Sea ice helped control atmospheric carbon around 14,500 yrs ago: Study

Seasonal growth and destruction of sea ice enhanced the amount of marine life, which drew carbon from atmosphere, researchers found 

 
By DTE Staff
Last Updated: Wednesday 24 June 2020
A new study has highlighted the crucial role that sea ice across the Southern Ocean played in controlling atmospheric carbon dioxide levels during times of past climate change. Photo: Wikimedia Commons

Sea ice across Antarctic Ocean — a fundamental player in global carbon cycle and climate — may have had a vital role in controlling atmospheric carbon dioxide levels, according to a new research published in Nature Geoscience.

The Antarctic Ocean is a substantial marine carbon sink — it has captured around half of human-related carbon that entered it. It was this knowledge that researchers used to understand the modulation in past and future air-sea carbon flux.

The research

The team of researchers led by Chris Fogwill, honorary professor at University of New South Wales, Australia, showed that growth and destruction of sea ice due to warming enhanced the amount of marine life present in the sea around Antarctica. This enhanced carbon dioxide sequestration and created a regional marine carbon sink, which eventually contributed to a dip in atmospheric carbon dioxide.

Fogwill and other researchers studied data related to the end of last Ice Age — around 7,000 years ago — when carbon dioxide rose from around 190 parts per million (ppm) to 280 ppm. 

The other period studied was over 14, 600 years ago, when CO2 levels plateaued at a nearly constant level of 240 ppm.
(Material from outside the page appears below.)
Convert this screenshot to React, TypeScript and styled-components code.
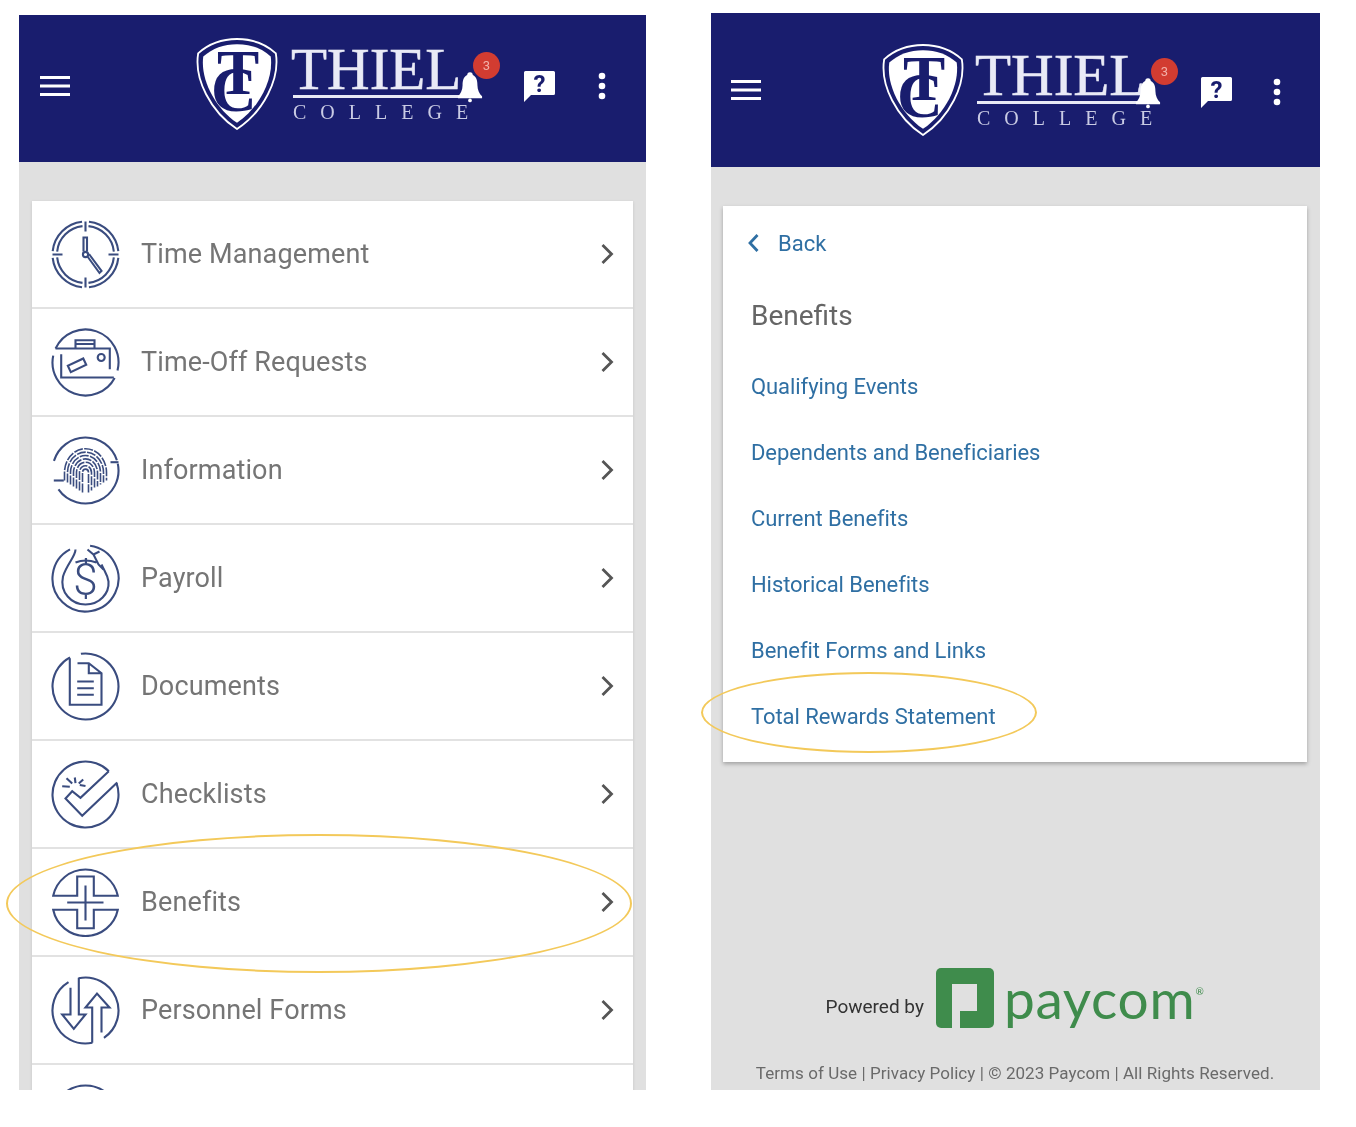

This period lasted for about 1,900 years.

To understand what happened during this period, the team of researchers travelled to the Patriot Hills Blue Ice Area of Antarctica to capture evidence of marine life in ice cores.

“Organic biomarkers and DNA from the Southern Ocean are blown onto Antarctica and preserved in the ice, providing a unique record in a region where we have few scientific observations,” co-author and UNSW professor Chris Turney said.

How did the researchers sample ice for the analysis?

“Instead of drilling kilometres into the ice, we could simply walk across a blue ice area and travel back,” UNSW quoted Turney as saying.

“Blue ice areas have a unique topography. The top layer of snow is effectively eroded, exposing the ice below. This provides access to ancient ice below,” he added.

Results

The team discovered that the number and diversity of marine organisms present across the 1,900-year period increased significantly. At the same time, carbon dioxide levels plateaued.

This coincided with one of the greatest seasonal changes at that time — when sea ice grew extensively across the Southern Ocean. However, each summer the sea ice would be rapidly destroyed due to warming.

These developments together led to marine life enhancement and therefore, enhanced carbon sequestration.

The researchers will now use these findings to work on future climate change models and reduce uncertainties around climate projections.